◆ PROBLEM DESCRIPTION
Transcribe each line of the records below exactly, excluding any embedded images.

---

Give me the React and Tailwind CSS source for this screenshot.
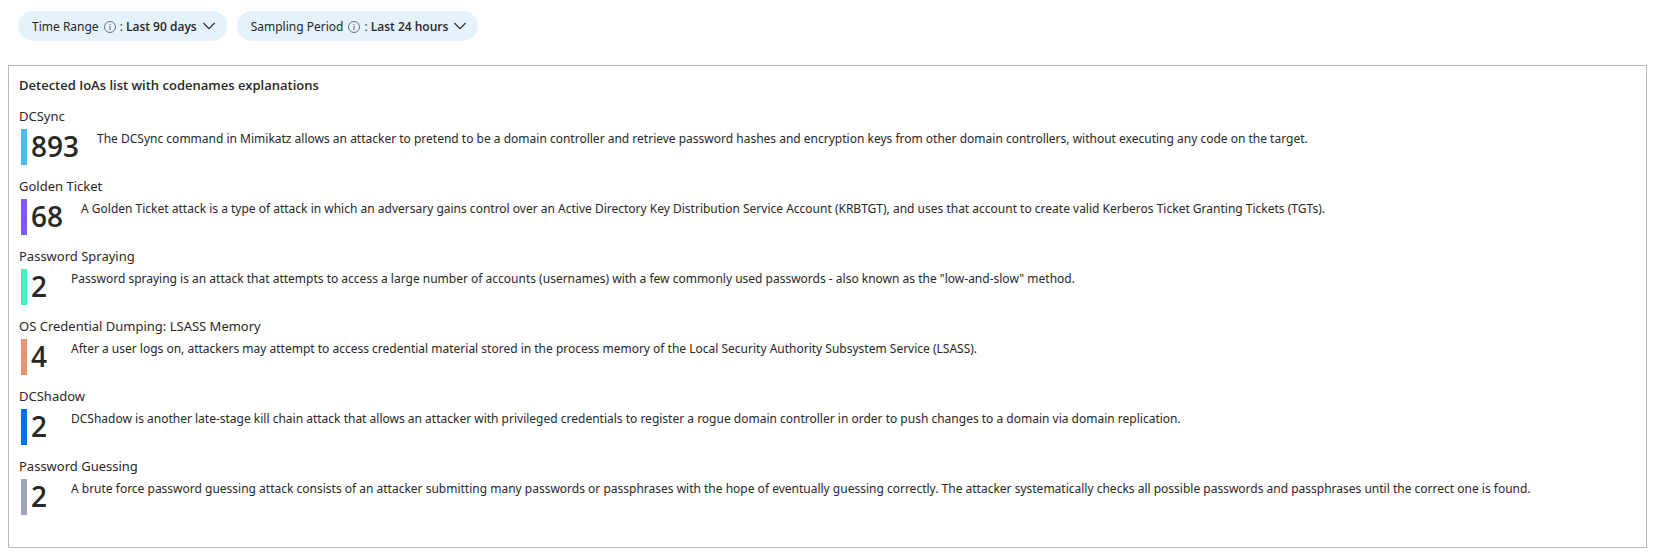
const items = [
  { name: 'DCSync', count: 893, bar: 'bg-[#47bdf5]', text: 'The DCSync command in Mimikatz allows an attacker to pretend to be a domain controller and retrieve password hashes and encryption keys from other domain controllers, without executing any code on the target.' },
  { name: 'Golden Ticket', count: 68, bar: 'bg-[#7e58ff]', text: 'A Golden Ticket attack is a type of attack in which an adversary gains control over an Active Directory Key Distribution Service Account (KRBTGT), and uses that account to create valid Kerberos Ticket Granting Tickets (TGTs).' },
  { name: 'Password Spraying', count: 2, bar: 'bg-[#44f1c5]', text: 'Password spraying is an attack that attempts to access a large number of accounts (usernames) with a few commonly used passwords - also known as the "low-and-slow" method.' },
  { name: 'OS Credential Dumping: LSASS Memory', count: 4, bar: 'bg-[#eb9371]', text: 'After a user logs on, attackers may attempt to access credential material stored in the process memory of the Local Security Authority Subsystem Service (LSASS).' },
  { name: 'DCShadow', count: 2, bar: 'bg-[#0071ed]', text: 'DCShadow is another late-stage kill chain attack that allows an attacker with privileged credentials to register a rogue domain controller in order to push changes to a domain via domain replication.' },
  { name: 'Password Guessing', count: 2, bar: 'bg-[#a2a4b9]', text: 'A brute force password guessing attack consists of an attacker submitting many passwords or passphrases with the hope of eventually guessing correctly. The attacker systematically checks all possible passwords and passphrases until the correct one is found.' },
];

function Pill({ label, value }) {
  return (
    <button type="button" className="flex h-[30px] items-center rounded-full bg-[#e5f1fb] pt-[2px] pr-3 pl-[14px] text-[12px]">
      <span className="font-['Noto_Sans',sans-serif]">{label}</span>
      <svg className="mr-1 ml-[5px] size-3 text-[#666]" viewBox="0 0 12 12" fill="none" stroke="currentColor" aria-hidden="true">
        <circle cx="6" cy="6" r="5.5" strokeWidth="0.9" />
        <path d="M6 5v4M6 3v1" />
      </svg>
      <span>:&nbsp;</span>
      <span className="font-semibold">{value}</span>
      <svg className="mb-[2px] ml-[6px] h-2 w-3" viewBox="0 0 12 8" fill="none" stroke="currentColor" strokeWidth="1.1" aria-hidden="true">
        <path d="M.4 1L6 6.6 11.6 1" />
      </svg>
    </button>
  );
}

export default function App() {
  return (
    <main className="bg-white pt-[11px] pr-[6px] pb-1 pl-2 font-['Open_Sans',sans-serif] text-[#292827]">
      <div className="flex gap-[10px] px-[10px]">
        <Pill label="Time Range" value="Last 90 days" />
        <Pill label="Sampling Period" value="Last 24 hours" />
      </div>
      <section className="mt-6 border border-[#b8b8b8] px-[10px] pt-[9px] pb-[21px]">
        <h1 className="text-[13px] leading-5 font-semibold">Detected IoAs list with codenames explanations</h1>
        <ul className="mt-[11px]">
          {items.map((item) => (
            <li key={item.name} className="pb-[11px]">
              <h2 className="font-['Noto_Sans',sans-serif] text-[13px] leading-5">{item.name}</h2>
              <div className="mt-[3px] flex pl-[2px]">
                <div className={`h-9 w-[6px] shrink-0 ${item.bar}`} />
                <div className="ml-1 min-w-[22px] text-[28px] leading-[34px] font-semibold">{item.count}</div>
                <p className="ml-[18px] font-['Noto_Sans',sans-serif] text-[12px] leading-5">{item.text}</p>
              </div>
            </li>
          ))}
        </ul>
      </section>
    </main>
  );
}
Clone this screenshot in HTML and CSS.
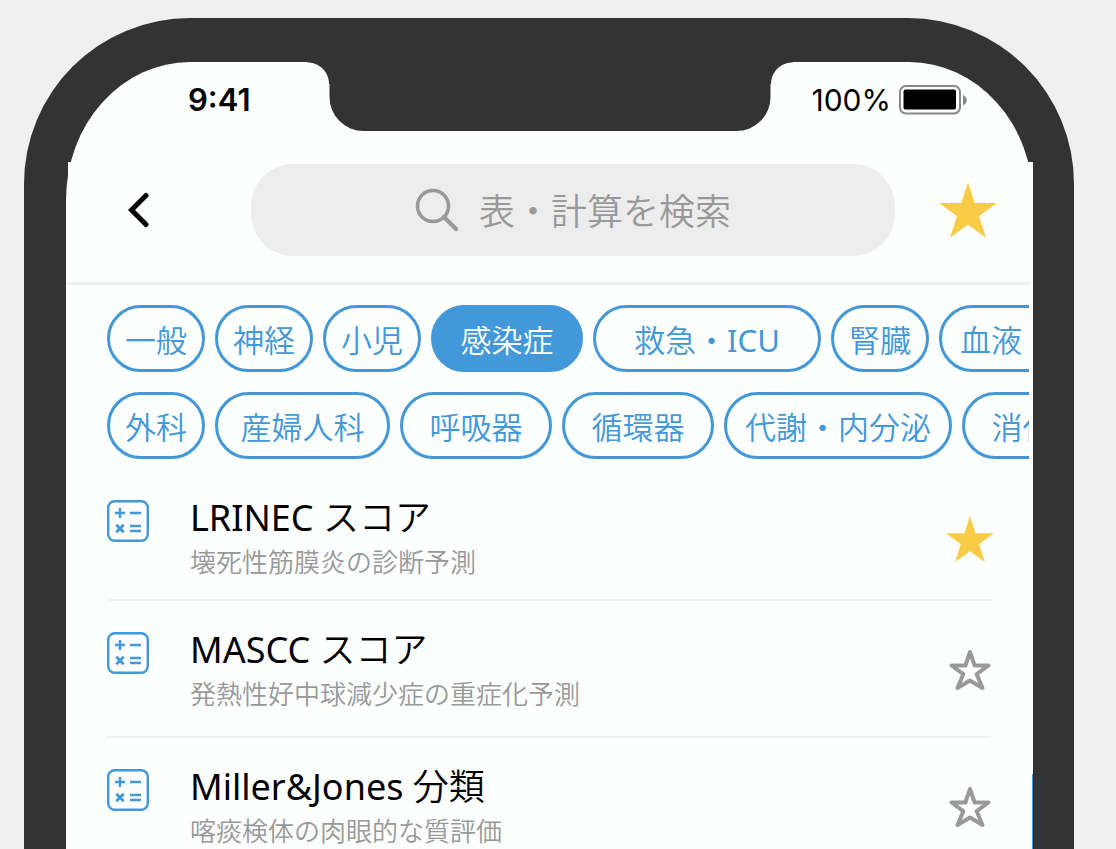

---

◆ REPLY
Give me the React and Tailwind CSS source for this screenshot.
const items = [
  { name: 'DCSync', count: 893, bar: 'bg-[#47bdf5]', text: 'The DCSync command in Mimikatz allows an attacker to pretend to be a domain controller and retrieve password hashes and encryption keys from other domain controllers, without executing any code on the target.' },
  { name: 'Golden Ticket', count: 68, bar: 'bg-[#7e58ff]', text: 'A Golden Ticket attack is a type of attack in which an adversary gains control over an Active Directory Key Distribution Service Account (KRBTGT), and uses that account to create valid Kerberos Ticket Granting Tickets (TGTs).' },
  { name: 'Password Spraying', count: 2, bar: 'bg-[#44f1c5]', text: 'Password spraying is an attack that attempts to access a large number of accounts (usernames) with a few commonly used passwords - also known as the "low-and-slow" method.' },
  { name: 'OS Credential Dumping: LSASS Memory', count: 4, bar: 'bg-[#eb9371]', text: 'After a user logs on, attackers may attempt to access credential material stored in the process memory of the Local Security Authority Subsystem Service (LSASS).' },
  { name: 'DCShadow', count: 2, bar: 'bg-[#0071ed]', text: 'DCShadow is another late-stage kill chain attack that allows an attacker with privileged credentials to register a rogue domain controller in order to push changes to a domain via domain replication.' },
  { name: 'Password Guessing', count: 2, bar: 'bg-[#a2a4b9]', text: 'A brute force password guessing attack consists of an attacker submitting many passwords or passphrases with the hope of eventually guessing correctly. The attacker systematically checks all possible passwords and passphrases until the correct one is found.' },
];

function Pill({ label, value }) {
  return (
    <button type="button" className="flex h-[30px] items-center rounded-full bg-[#e5f1fb] pt-[2px] pr-3 pl-[14px] text-[12px]">
      <span className="font-['Noto_Sans',sans-serif]">{label}</span>
      <svg className="mr-1 ml-[5px] size-3 text-[#666]" viewBox="0 0 12 12" fill="none" stroke="currentColor" aria-hidden="true">
        <circle cx="6" cy="6" r="5.5" strokeWidth="0.9" />
        <path d="M6 5v4M6 3v1" />
      </svg>
      <span>:&nbsp;</span>
      <span className="font-semibold">{value}</span>
      <svg className="mb-[2px] ml-[6px] h-2 w-3" viewBox="0 0 12 8" fill="none" stroke="currentColor" strokeWidth="1.1" aria-hidden="true">
        <path d="M.4 1L6 6.6 11.6 1" />
      </svg>
    </button>
  );
}

export default function App() {
  return (
    <main className="bg-white pt-[11px] pr-[6px] pb-1 pl-2 font-['Open_Sans',sans-serif] text-[#292827]">
      <div className="flex gap-[10px] px-[10px]">
        <Pill label="Time Range" value="Last 90 days" />
        <Pill label="Sampling Period" value="Last 24 hours" />
      </div>
      <section className="mt-6 border border-[#b8b8b8] px-[10px] pt-[9px] pb-[21px]">
        <h1 className="text-[13px] leading-5 font-semibold">Detected IoAs list with codenames explanations</h1>
        <ul className="mt-[11px]">
          {items.map((item) => (
            <li key={item.name} className="pb-[11px]">
              <h2 className="font-['Noto_Sans',sans-serif] text-[13px] leading-5">{item.name}</h2>
              <div className="mt-[3px] flex pl-[2px]">
                <div className={`h-9 w-[6px] shrink-0 ${item.bar}`} />
                <div className="ml-1 min-w-[22px] text-[28px] leading-[34px] font-semibold">{item.count}</div>
                <p className="ml-[18px] font-['Noto_Sans',sans-serif] text-[12px] leading-5">{item.text}</p>
              </div>
            </li>
          ))}
        </ul>
      </section>
    </main>
  );
}
Clone this screenshot in HTML and CSS.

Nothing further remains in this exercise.